The sharp rise in imports was driven by the normalization of economic activity following the Eid holiday period, stronger demand for imported goods and raw materials, and higher energy imports amid rising global oil prices. At the same time, rupiah weakness has increased demand for U.S. dollars to finance imports. Looking ahead, trade surplus momentum could remain under pressure if key export commodities such as coal, CPO, and nickel fail to sustain recent price gains. In addition, uncertainty surrounding the implementation of the proposed export agency may create temporary disruptions during the transition period and weigh on export activity.
 

On the inflation front, conditions are moving in the opposite direction. Inflation accelerated to 3.08% YoY in May 2026 from 2.42% YoY in April, driven primarily by higher food prices and resilient consumption during the holiday season. Core inflation also rose to 2.59% YoY, indicating that domestic demand remains relatively healthy despite ongoing global uncertainties. Meanwhile, adjustments to non-subsidized fuel prices at the beginning of May added further pressure to consumer prices, reinforcing signs that inflationary pressures are becoming more broad-based.

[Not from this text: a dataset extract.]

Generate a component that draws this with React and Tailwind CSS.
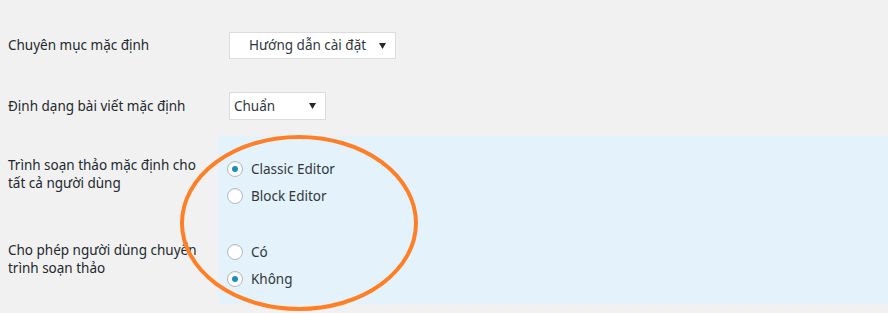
import React from "react";

function Arrow() {
  return (
    <svg width="7" height="6" viewBox="0 0 7 6" className="shrink-0">
      <path d="M0 0 H7 L3.5 6 Z" fill="#23282d" />
    </svg>
  );
}

function Select({ text, width, padLeft }) {
  return (
    <div
      className={`flex items-center justify-between border border-[#dcdcde] bg-white pr-[9px] text-[13.5px] text-[#32373c] ${width} ${padLeft}`}
    >
      <span>{text}</span>
      <Arrow />
    </div>
  );
}

function Radio({ checked, label }) {
  return (
    <div className="flex h-[24px] items-center gap-[8px]">
      <span className="flex h-[16px] w-[16px] items-center justify-center rounded-full border border-[#b4b9be] bg-white shadow-[inset_0_1px_2px_rgba(0,0,0,0.07)]">
        {checked && <span className="h-[6px] w-[6px] rounded-full bg-[#1e8cbe]" />}
      </span>
      <span className="text-[13.5px] text-[#32373c]">{label}</span>
    </div>
  );
}

export default function App() {
  return (
    <div
      className="relative h-[313px] w-[888px] overflow-hidden bg-[#f1f1f1] text-[#23282d]"
      style={{ fontFamily: '"Noto Sans", "Open Sans", sans-serif' }}
    >
      <div className="pt-[32px]">
        <div className="flex h-[27px] items-center">
          <div className="w-[229px] pl-[8px] text-[13.5px]">Chuyên mục mặc định</div>
          <Select text="Hướng dẫn cài đặt" width="h-[27px] w-[167px]" padLeft="pl-[19px]" />
        </div>
        <div className="mt-[33px] flex h-[28px] items-center">
          <div className="w-[229px] pl-[8px] text-[13.5px]">Định dạng bài viết mặc định</div>
          <Select text="Chuẩn" width="h-[28px] w-[97px]" padLeft="pl-[4px]" />
        </div>
        <div className="mt-[16px]">
          <div className="flex h-[83px]">
            <div className="w-[218px] pl-[8px] pt-[20px] text-[13.5px] leading-[18px]">
              Trình soạn thảo mặc định cho
              <br />
              tất cả người dùng
            </div>
            <div className="flex flex-1 flex-col gap-[3px] bg-[#e3f2fb] pl-[9px] pt-[21px]">
              <Radio checked label="Classic Editor" />
              <Radio label="Block Editor" />
            </div>
          </div>
          <div className="flex h-[85px]">
            <div className="w-[218px] pl-[8px] pt-[22px] text-[13.5px] leading-[18px]">
              Cho phép người dùng chuyển
              <br />
              trình soạn thảo
            </div>
            <div className="flex flex-1 flex-col gap-[3px] bg-[#e3f2fb] pl-[9px] pt-[21px]">
              <Radio label="Có" />
              <Radio checked label="Không" />
            </div>
          </div>
        </div>
      </div>
      <svg
        className="pointer-events-none absolute left-[176px] top-[131px]"
        width="248"
        height="186"
        viewBox="0 0 248 186"
      >
        <ellipse cx="123" cy="92" rx="117" ry="86" fill="none" stroke="#ff7f27" strokeWidth="4" />
      </svg>
    </div>
  );
}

Looking ahead, inflation risks appear tilted to the upside. Potential fuel price adjustments, rising energy costs, and tighter supply conditions across several commodities could keep inflation elevated throughout 2H26. Combined with a narrowing trade surplus, this creates a less favorable macro backdrop, as weaker external balances reduce support for the rupiah while higher inflation limits room for monetary easing. As a result, market attention is likely to remain focused on rupiah stability, inflation dynamics, and the policy response from Bank Indonesia in the coming months.